The 40th Vancouver International Film Festival is upon us, heralding the return to city-spanning venues and the potential reappearance of that most important sign of festival culture: lineups. It’s also the first time many will get to see the renovated home of the festival and its second screen (what VIFF is calling its Studio Theatre). There are also now two festivals: one online, and one in person. It’s another choice for fortunate patrons to make and tweak, rather than a hard line drawn in the sand. But it’s also there as a reminder that while for many VIFF’s appearance is a welcome return to routine, some things have changed permanently.
There will be no shows at the Centre for Performing Arts or International Village; instead the festival’s reach will extend to West Vancouver’s Kay Meek Arts Centre and Kitsilano’s reopened Hollywood Theatre. But other program changes have also been felt: no surprise, perhaps, is the absence of the high-profile VIFF Live events, but regulars may be disappointed by the loss of the local film sidebar (Sea to Sky) as well as the series with arguably the strongest historical link to the festivals that made VIFF’s international reputation (Dragons & Tigers).
Of course, there’s still plenty to see: each of the festival’s 114 feature films will screen in theatres, and most will be available online. As a festival of festivals, VIFF stood to benefit from the return to the red carpet at Cannes, and most of their major prize-winners are in the lineup. Palme d’Or winner Titane isn’t showing as a VIFF presentation because it’s opening in regular release on the day the festival opens, but Compartment No. 6 (Grand Prix) and Unclenching the Fists (Un Certain Regard) are. The same goes for those awarded weeks ago in Toronto: Kenneth Branagh’s Belfast (People’s Choice), Rhayne Vermette’s Ste. Anne (Best Canadian Film), and Kamila Andini’s Yuni (Platform Prize).
Anticipating where awards juries will cast their ballots aside, the mark of VIFF’s planning this year is that it remains an audience festival: there’s the odd industry event, but what’s front and centre is public access. A pass that offers access to every online film is $80 (less for students), and in-person tickets range from $10-17. With this kind of availability one could sample without prejudice, but for those interested in films particularly attuned to an attentive audience, here are the best of what we’ve seen so far.
Benediction (available online)
Terence Davies has never shied away from the challenge of distinguished material, transforming works by the likes of Edith Wharton and Emily Dickinson into films that stand apart as exquisite adaptations. Here, he summons the life and poetry of Siegfried Sassoon, a decorated patriot turned pacifist objector during the first World War, in a manner that approaches the sublime.

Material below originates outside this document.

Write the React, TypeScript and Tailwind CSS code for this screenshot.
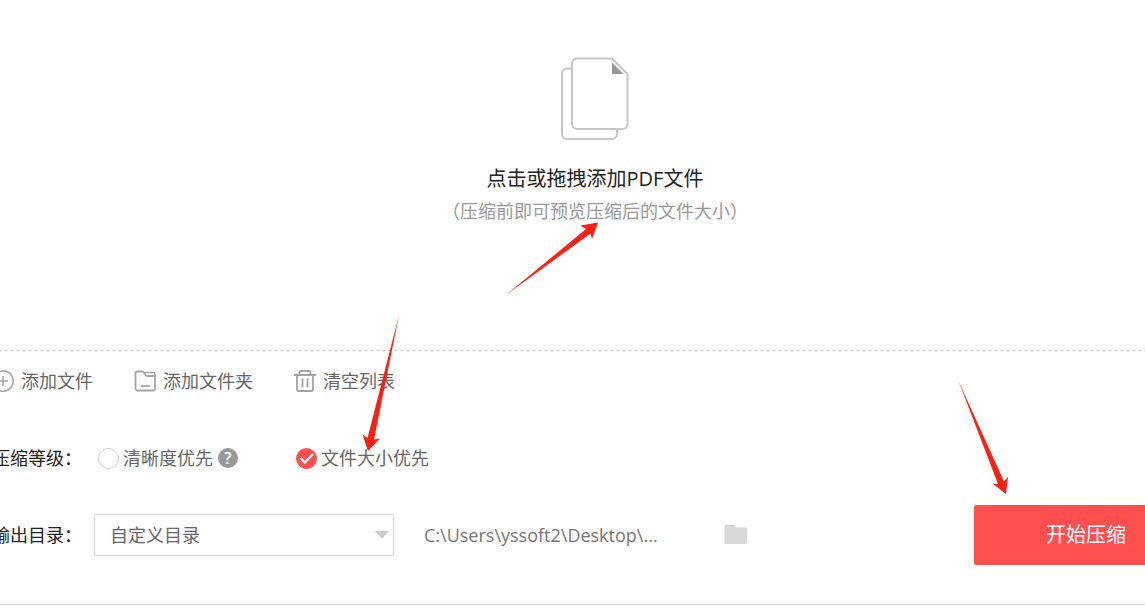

Drive My Car (screens in-person only)
Ryusuke Hamaguchi is already responsible for two masterworks (including Asako I & II, screened at VIFF 2018). He’s at this year’s fest as the screenwriter of Kiyoshi Kurosawa’s Wife of a Spy and the director of Drive My Car (for which he won Best Screenplay at Cannes). Though it’s based in part on a Murakami story, the richer association here is with the dramatic works of Anton Chekhov, and the way, through routine and ritual, they can become inextricably bound up with the events of a working actor’s life.

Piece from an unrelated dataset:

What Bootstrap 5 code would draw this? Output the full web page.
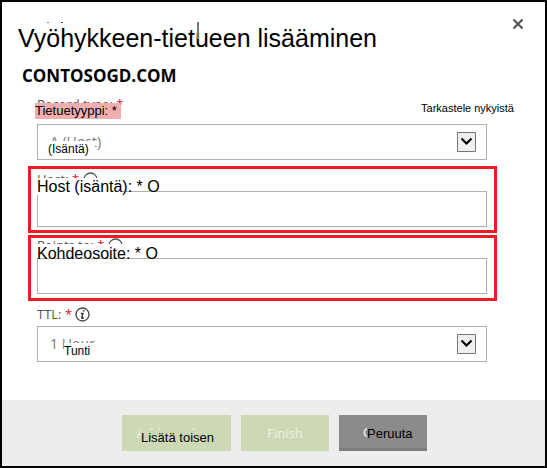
<!DOCTYPE html>
<html lang="fi">
<head>
<meta charset="utf-8">
<meta name="viewport" content="width=device-width, initial-scale=1">
<title>Vyöhykkeen-tietueen lisääminen</title>
<link href="https://cdn.jsdelivr.net/npm/bootstrap@5.3.0/dist/css/bootstrap.min.css" rel="stylesheet">
<style>
body{font-family:"Liberation Sans",Arial,sans-serif;color:#000;background:#fff}
.dialog{border:2px solid #000}
.dialog-head{padding:18px 21px 0 16px}
.dialog-title{font-size:25px;line-height:32px;font-weight:400;padding-top:2px;margin-bottom:-2px}
.title-tick{position:absolute;left:179px;top:2px;width:2px;height:17px;background:#777}
.title-dots{position:absolute;left:29px;top:2px;width:2px;height:1px;background:#888;box-shadow:14px 0 #555}
.close-x{width:12px;height:12px;line-height:0;margin-top:-2px}
.zone{font:700 17px/24px "Open Sans","Noto Sans",sans-serif;padding:12px 0 0 20px}
.fields{padding:0 48px 38px 26px}
.field{padding:0 10px 0 9px}
.marked{border:3px solid #ed1c24;padding:0 7px 3px 6px}
.marked + .marked{margin-top:2px;padding-bottom:4px}
.first{margin-top:6px}
.source{font:13px/20px "Open Sans","Noto Sans",sans-serif;color:#555}
.req{color:#d8101c}
.label-line{height:22px}
.label-line.short{height:20px}
.peek{display:block;overflow:hidden;height:9px}
.short .peek{height:6px;line-height:14px}
.over{position:absolute;white-space:nowrap;color:#000;font-family:"Liberation Sans",Arial,sans-serif}
.type-line{height:36px;padding-top:6px}
.over-type{left:-2px;top:9px;width:86px;height:16px;font-size:13px;line-height:16px;background:#f1aeae}
.view-link{font-size:11px;line-height:16px;color:#3a6fc4;padding:7px 2px 0 0;text-decoration:none}
.over-view{right:-27px;top:6px;font-size:11px;line-height:16px;background:#fff}
.over-label{left:0;top:10px;font-size:16px;line-height:16px;z-index:1}
.over-host{background:linear-gradient(#fff,#fff) 0 0/86px 100% no-repeat}
.short .over-label{top:8px}
.box,.box:focus{display:block;width:100%;height:36px;border:1px solid #b0b0b0;border-radius:0;background:#fff;box-shadow:none}
select.box{appearance:none;font:14px/20px "Open Sans","Noto Sans",sans-serif;color:#777;padding:0 40px 0 12px}
.arrow{position:absolute;right:11px;top:8px;pointer-events:none}
.over-value{top:17px;font-size:12px;line-height:16px;background:#fff;pointer-events:none;padding-right:6px}
.over-type-value{left:11px}
.over-ttl-value{left:27px}
.info{vertical-align:-3px}
.ttl-line{height:25px;padding-top:3px}
.dialog-foot{background:#ededed;padding:15px 20px 15px 22px;gap:10px}
.act{height:36px;border:0;border-radius:0;padding:0;font:13px/20px "Open Sans","Noto Sans",sans-serif;position:relative}
.act-add{width:109px;background:#cdd9b5;color:#edf1e4;text-align:left;padding-left:15px}
.act-finish{width:88px;background:#cdd9b5;color:#edf1e4}
.act-cancel{width:88px;background:#8b8b8b;border-bottom:3px solid #7e7e7e;color:#fff;text-align:left;padding-left:24px}
.over-act{font-size:13px;line-height:16px;background:inherit}
.act-add .over-act{left:19px;top:15px}
.act-cancel .over-act{left:28px;top:11px}
</style>
<script src="https://cdn.jsdelivr.net/npm/bootstrap@5.3.0/dist/js/bootstrap.bundle.min.js"></script>
</head>
<body>
<main class="dialog d-flex flex-column min-vh-100">
  <header class="dialog-head d-flex justify-content-between align-items-start">
    <h1 class="dialog-title mt-0 position-relative">Vyöhykkeen-tietueen lisääminen<span class="title-dots"></span><span class="title-tick"></span></h1>
    <button type="button" class="close-x btn border-0 p-0" aria-label="Sulje"><svg width="12" height="12" viewBox="0 0 12 12"><path d="M1.500 1.500L10.500 10.500M10.500 1.500L1.500 10.500" stroke="#555" stroke-width="2.200"/></svg></button>
  </header>
  <div class="zone">CONTOSOGD.COM</div>

  <form class="fields">
    <div class="field">
      <div class="type-line d-flex justify-content-between">
        <label class="source position-relative" for="type">Record type: <span class="req">*</span><span class="over over-type">Tietuetyyppi: *</span></label>
        <a href="#" class="view-link position-relative">View current<span class="over over-view">Tarkastele nykyistä</span></a>
      </div>
      <div class="position-relative">
        <select id="type" class="box"><option>A (Host)</option></select>
        <span class="over over-value over-type-value">(Isäntä)</span>
        <svg class="arrow" width="19" height="20" viewBox="0 0 19 20"><path d="M.5 .5H18.500V19.500H.5Z" fill="#f0f0f0" stroke="#777"/><path d="M4.500 6.500L9.500 11.500L14.500 6.500" fill="none" stroke="#000" stroke-width="2.200"/></svg>
      </div>
    </div>

    <div class="marked first">
      <div class="label-line position-relative">
        <label class="source d-block" for="host"><span class="peek">Host: <span class="req">*</span> <svg class="info" width="15" height="15" viewBox="0 0 15 15"><circle cx="7.500" cy="7.500" r="6.500" fill="none" stroke="#555" stroke-width="1.300"/></svg></span><span class="over over-label over-host">Host (isäntä): * O</span></label>
      </div>
      <input id="host" class="box" type="text">
    </div>

    <div class="marked">
      <div class="label-line short position-relative">
        <label class="source d-block" for="target"><span class="peek">Points to: <span class="req">*</span> <svg class="info" width="15" height="15" viewBox="0 0 15 15"><circle cx="7.500" cy="7.500" r="6.500" fill="none" stroke="#555" stroke-width="1.300"/></svg></span><span class="over over-label">Kohdeosoite: * O</span></label>
      </div>
      <input id="target" class="box" type="text">
    </div>

    <div class="field">
      <div class="ttl-line">
        <label class="source d-block" for="ttl">TTL: <span class="req">*</span> <svg class="info" width="15" height="15" viewBox="0 0 15 15"><circle cx="7.500" cy="7.500" r="6.500" fill="none" stroke="#444" stroke-width="1.300"/><path d="M8.700 3.200l-.3 1.300" stroke="#333" stroke-width="1.800"/><path d="M5.800 6.500h2L6.700 11q.6.600 2-.6" fill="none" stroke="#333" stroke-width="1.400"/></svg></label>
      </div>
      <div class="position-relative">
        <select id="ttl" class="box"><option>1 Hour</option></select>
        <span class="over over-value over-ttl-value">Tunti</span>
        <svg class="arrow" width="19" height="20" viewBox="0 0 19 20"><path d="M.5 .5H18.500V19.500H.5Z" fill="#f0f0f0" stroke="#777"/><path d="M4.500 6.500L9.500 11.500L14.500 6.500" fill="none" stroke="#000" stroke-width="2.200"/></svg>
      </div>
    </div>
  </form>

  <footer class="dialog-foot d-flex justify-content-center align-items-start mt-auto">
    <button type="button" class="act act-add">Add another<span class="over over-act">Lisätä toisen</span></button>
    <button type="button" class="act act-finish">Finish</button>
    <button type="button" class="act act-cancel">Cancel<span class="over over-act">Peruuta</span></button>
  </footer>
</main>
</body>
</html>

Memoria (screens in-person only)
Though it stars Tilda Swinton (as a botanist living in Colombia), the latest from Apichatpong Weerasethakul is anything but traditionally dramatic. Winner of the Cannes Jury Prize, it’s a must-see in a theatre, where its structural game (a disruptive sound destabilizes Swinton’s character’s relation to the world) can play out in full splendour.
The Power of the Dog (screens in-person only)
A late addition to the lineup (it won’t show up in your program guide), Jane Campion’s first film in over a decade won her the Best Director prize in Venice. The cast is, as they say, stacked (Benedict Cumberbatch, Jesse Plemons, Kirsten Dunst, Thomasin McKenzie), but the star here is Campion, working out a narrative of cowboys, outcasts, and social climbers in turn-of-the-century Montana.
What Do We See When We Look at the Sky? (available online)
Alexandre Koberidze’s breakout feature is, perhaps more than any other movie this year, concerned with delight. Whether music, sport, dance, food, magic, romance, or nature, nothing escapes the glowing influence of this city symphony, which unfolds first as one, then a hundred stories.
The Worst Person in the World (screens in-person only)
A decade ago, Joachim Trier made a relentless movie about a depressed person (Oslo, August 31). Here, he’s returned to that framework (and to Oslo), but in the shape of a romantic adventure. Perhaps there’s the temptation to view protagonist Julie (Renate Reinsve, who won the Best Actress prize at Cannes) as representative of a generation, but at its best this film’s sensitive characterizations are singular.